**REQUIREMENT**
Your task is to reproduce the material exactly.

**INFORMATION PROVIDED**
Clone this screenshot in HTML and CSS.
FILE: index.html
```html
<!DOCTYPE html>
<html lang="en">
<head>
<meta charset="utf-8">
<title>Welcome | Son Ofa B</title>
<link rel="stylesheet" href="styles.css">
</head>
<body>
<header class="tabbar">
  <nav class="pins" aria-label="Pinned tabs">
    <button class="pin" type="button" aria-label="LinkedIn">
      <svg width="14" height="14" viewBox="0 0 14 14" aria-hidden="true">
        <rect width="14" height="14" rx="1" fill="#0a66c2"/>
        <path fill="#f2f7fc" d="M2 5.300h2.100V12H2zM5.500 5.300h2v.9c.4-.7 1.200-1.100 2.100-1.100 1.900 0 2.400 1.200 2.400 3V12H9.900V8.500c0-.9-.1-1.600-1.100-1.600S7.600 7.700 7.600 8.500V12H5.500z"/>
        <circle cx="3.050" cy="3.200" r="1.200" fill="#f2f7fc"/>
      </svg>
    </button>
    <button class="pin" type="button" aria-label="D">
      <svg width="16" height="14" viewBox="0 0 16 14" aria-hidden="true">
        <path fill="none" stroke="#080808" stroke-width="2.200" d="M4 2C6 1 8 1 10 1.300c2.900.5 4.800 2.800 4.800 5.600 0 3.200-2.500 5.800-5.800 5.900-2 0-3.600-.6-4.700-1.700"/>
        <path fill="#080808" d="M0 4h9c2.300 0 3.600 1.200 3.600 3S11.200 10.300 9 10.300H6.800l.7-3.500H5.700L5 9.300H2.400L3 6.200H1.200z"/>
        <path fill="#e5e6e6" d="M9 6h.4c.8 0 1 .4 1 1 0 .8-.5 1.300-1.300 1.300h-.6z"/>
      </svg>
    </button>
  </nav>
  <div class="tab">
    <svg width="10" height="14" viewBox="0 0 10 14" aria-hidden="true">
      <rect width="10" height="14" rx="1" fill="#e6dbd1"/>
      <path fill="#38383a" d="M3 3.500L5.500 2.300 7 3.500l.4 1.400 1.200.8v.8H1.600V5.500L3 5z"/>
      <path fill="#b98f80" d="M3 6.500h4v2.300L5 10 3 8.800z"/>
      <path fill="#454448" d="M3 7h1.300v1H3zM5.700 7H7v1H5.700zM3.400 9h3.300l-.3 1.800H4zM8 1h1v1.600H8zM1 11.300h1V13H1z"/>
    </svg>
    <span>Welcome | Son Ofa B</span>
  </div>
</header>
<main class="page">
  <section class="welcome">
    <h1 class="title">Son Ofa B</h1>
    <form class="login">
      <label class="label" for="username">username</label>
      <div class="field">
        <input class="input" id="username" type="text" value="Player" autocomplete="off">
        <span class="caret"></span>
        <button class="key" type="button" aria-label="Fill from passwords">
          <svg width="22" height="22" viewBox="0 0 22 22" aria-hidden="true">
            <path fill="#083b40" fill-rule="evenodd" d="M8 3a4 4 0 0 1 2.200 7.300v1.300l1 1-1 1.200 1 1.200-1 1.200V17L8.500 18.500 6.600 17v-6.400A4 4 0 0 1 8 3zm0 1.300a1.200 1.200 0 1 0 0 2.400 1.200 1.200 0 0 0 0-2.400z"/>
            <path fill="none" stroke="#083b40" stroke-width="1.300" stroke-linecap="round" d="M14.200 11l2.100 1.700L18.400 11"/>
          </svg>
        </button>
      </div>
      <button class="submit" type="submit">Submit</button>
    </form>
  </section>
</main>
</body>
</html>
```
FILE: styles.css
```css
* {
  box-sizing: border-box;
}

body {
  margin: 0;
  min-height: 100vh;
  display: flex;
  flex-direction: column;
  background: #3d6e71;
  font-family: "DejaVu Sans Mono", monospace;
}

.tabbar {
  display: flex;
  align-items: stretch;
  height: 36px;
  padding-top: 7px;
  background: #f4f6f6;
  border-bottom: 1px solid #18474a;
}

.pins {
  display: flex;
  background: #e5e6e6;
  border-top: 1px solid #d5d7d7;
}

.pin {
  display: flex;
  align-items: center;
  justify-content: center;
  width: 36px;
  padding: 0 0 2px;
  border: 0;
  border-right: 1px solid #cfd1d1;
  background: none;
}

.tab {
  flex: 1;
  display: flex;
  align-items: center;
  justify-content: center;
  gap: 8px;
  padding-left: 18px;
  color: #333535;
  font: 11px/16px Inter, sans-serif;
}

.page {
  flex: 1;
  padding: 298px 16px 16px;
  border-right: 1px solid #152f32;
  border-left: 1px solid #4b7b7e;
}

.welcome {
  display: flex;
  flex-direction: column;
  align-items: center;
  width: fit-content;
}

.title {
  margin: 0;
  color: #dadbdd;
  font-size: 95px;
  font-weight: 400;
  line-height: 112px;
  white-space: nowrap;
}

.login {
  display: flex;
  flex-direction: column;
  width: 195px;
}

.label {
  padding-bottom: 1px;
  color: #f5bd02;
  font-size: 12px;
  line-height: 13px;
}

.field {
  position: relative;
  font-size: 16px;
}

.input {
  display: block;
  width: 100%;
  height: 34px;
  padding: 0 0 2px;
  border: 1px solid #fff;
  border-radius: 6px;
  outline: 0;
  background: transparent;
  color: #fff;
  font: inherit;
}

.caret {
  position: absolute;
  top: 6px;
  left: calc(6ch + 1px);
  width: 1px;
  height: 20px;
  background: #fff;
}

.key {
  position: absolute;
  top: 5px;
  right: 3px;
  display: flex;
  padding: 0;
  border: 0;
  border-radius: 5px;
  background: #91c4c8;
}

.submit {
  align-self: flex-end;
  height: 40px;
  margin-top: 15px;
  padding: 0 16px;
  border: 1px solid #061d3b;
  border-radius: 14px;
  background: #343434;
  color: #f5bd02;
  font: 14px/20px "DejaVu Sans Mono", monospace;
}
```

**SOLUTION TO THE PROBLEM**
Clone this screenshot in HTML and CSS.
FILE: index.html
```html
<!DOCTYPE html>
<html lang="en">
<head>
<meta charset="utf-8">
<title>Welcome | Son Ofa B</title>
<link rel="stylesheet" href="styles.css">
</head>
<body>
<header class="tabbar">
  <nav class="pins" aria-label="Pinned tabs">
    <button class="pin" type="button" aria-label="LinkedIn">
      <svg width="14" height="14" viewBox="0 0 14 14" aria-hidden="true">
        <rect width="14" height="14" rx="1" fill="#0a66c2"/>
        <path fill="#f2f7fc" d="M2 5.300h2.100V12H2zM5.500 5.300h2v.9c.4-.7 1.200-1.100 2.100-1.100 1.900 0 2.400 1.200 2.400 3V12H9.900V8.500c0-.9-.1-1.600-1.100-1.600S7.600 7.700 7.600 8.500V12H5.500z"/>
        <circle cx="3.050" cy="3.200" r="1.200" fill="#f2f7fc"/>
      </svg>
    </button>
    <button class="pin" type="button" aria-label="D">
      <svg width="16" height="14" viewBox="0 0 16 14" aria-hidden="true">
        <path fill="none" stroke="#080808" stroke-width="2.200" d="M4 2C6 1 8 1 10 1.300c2.900.5 4.800 2.800 4.800 5.600 0 3.200-2.500 5.800-5.800 5.900-2 0-3.600-.6-4.700-1.700"/>
        <path fill="#080808" d="M0 4h9c2.300 0 3.600 1.200 3.600 3S11.200 10.300 9 10.300H6.800l.7-3.500H5.700L5 9.300H2.400L3 6.200H1.200z"/>
        <path fill="#e5e6e6" d="M9 6h.4c.8 0 1 .4 1 1 0 .8-.5 1.300-1.300 1.300h-.6z"/>
      </svg>
    </button>
  </nav>
  <div class="tab">
    <svg width="10" height="14" viewBox="0 0 10 14" aria-hidden="true">
      <rect width="10" height="14" rx="1" fill="#e6dbd1"/>
      <path fill="#38383a" d="M3 3.500L5.500 2.300 7 3.500l.4 1.400 1.200.8v.8H1.600V5.500L3 5z"/>
      <path fill="#b98f80" d="M3 6.500h4v2.300L5 10 3 8.800z"/>
      <path fill="#454448" d="M3 7h1.300v1H3zM5.700 7H7v1H5.700zM3.400 9h3.300l-.3 1.800H4zM8 1h1v1.600H8zM1 11.300h1V13H1z"/>
    </svg>
    <span>Welcome | Son Ofa B</span>
  </div>
</header>
<main class="page">
  <section class="welcome">
    <h1 class="title">Son Ofa B</h1>
    <form class="login">
      <label class="label" for="username">username</label>
      <div class="field">
        <input class="input" id="username" type="text" value="Player" autocomplete="off">
        <span class="caret"></span>
        <button class="key" type="button" aria-label="Fill from passwords">
          <svg width="22" height="22" viewBox="0 0 22 22" aria-hidden="true">
            <path fill="#083b40" fill-rule="evenodd" d="M8 3a4 4 0 0 1 2.200 7.300v1.300l1 1-1 1.200 1 1.200-1 1.200V17L8.500 18.500 6.600 17v-6.400A4 4 0 0 1 8 3zm0 1.300a1.200 1.200 0 1 0 0 2.400 1.200 1.200 0 0 0 0-2.400z"/>
            <path fill="none" stroke="#083b40" stroke-width="1.300" stroke-linecap="round" d="M14.200 11l2.100 1.700L18.400 11"/>
          </svg>
        </button>
      </div>
      <button class="submit" type="submit">Submit</button>
    </form>
  </section>
</main>
</body>
</html>
```
FILE: styles.css
```css
* {
  box-sizing: border-box;
}

body {
  margin: 0;
  min-height: 100vh;
  display: flex;
  flex-direction: column;
  background: #3d6e71;
  font-family: "DejaVu Sans Mono", monospace;
}

.tabbar {
  display: flex;
  align-items: stretch;
  height: 36px;
  padding-top: 7px;
  background: #f4f6f6;
  border-bottom: 1px solid #18474a;
}

.pins {
  display: flex;
  background: #e5e6e6;
  border-top: 1px solid #d5d7d7;
}

.pin {
  display: flex;
  align-items: center;
  justify-content: center;
  width: 36px;
  padding: 0 0 2px;
  border: 0;
  border-right: 1px solid #cfd1d1;
  background: none;
}

.tab {
  flex: 1;
  display: flex;
  align-items: center;
  justify-content: center;
  gap: 8px;
  padding-left: 18px;
  color: #333535;
  font: 11px/16px Inter, sans-serif;
}

.page {
  flex: 1;
  padding: 298px 16px 16px;
  border-right: 1px solid #152f32;
  border-left: 1px solid #4b7b7e;
}

.welcome {
  display: flex;
  flex-direction: column;
  align-items: center;
  width: fit-content;
}

.title {
  margin: 0;
  color: #dadbdd;
  font-size: 95px;
  font-weight: 400;
  line-height: 112px;
  white-space: nowrap;
}

.login {
  display: flex;
  flex-direction: column;
  width: 195px;
}

.label {
  padding-bottom: 1px;
  color: #f5bd02;
  font-size: 12px;
  line-height: 13px;
}

.field {
  position: relative;
  font-size: 16px;
}

.input {
  display: block;
  width: 100%;
  height: 34px;
  padding: 0 0 2px;
  border: 1px solid #fff;
  border-radius: 6px;
  outline: 0;
  background: transparent;
  color: #fff;
  font: inherit;
}

.caret {
  position: absolute;
  top: 6px;
  left: calc(6ch + 1px);
  width: 1px;
  height: 20px;
  background: #fff;
}

.key {
  position: absolute;
  top: 5px;
  right: 3px;
  display: flex;
  padding: 0;
  border: 0;
  border-radius: 5px;
  background: #91c4c8;
}

.submit {
  align-self: flex-end;
  height: 40px;
  margin-top: 15px;
  padding: 0 16px;
  border: 1px solid #061d3b;
  border-radius: 14px;
  background: #343434;
  color: #f5bd02;
  font: 14px/20px "DejaVu Sans Mono", monospace;
}
```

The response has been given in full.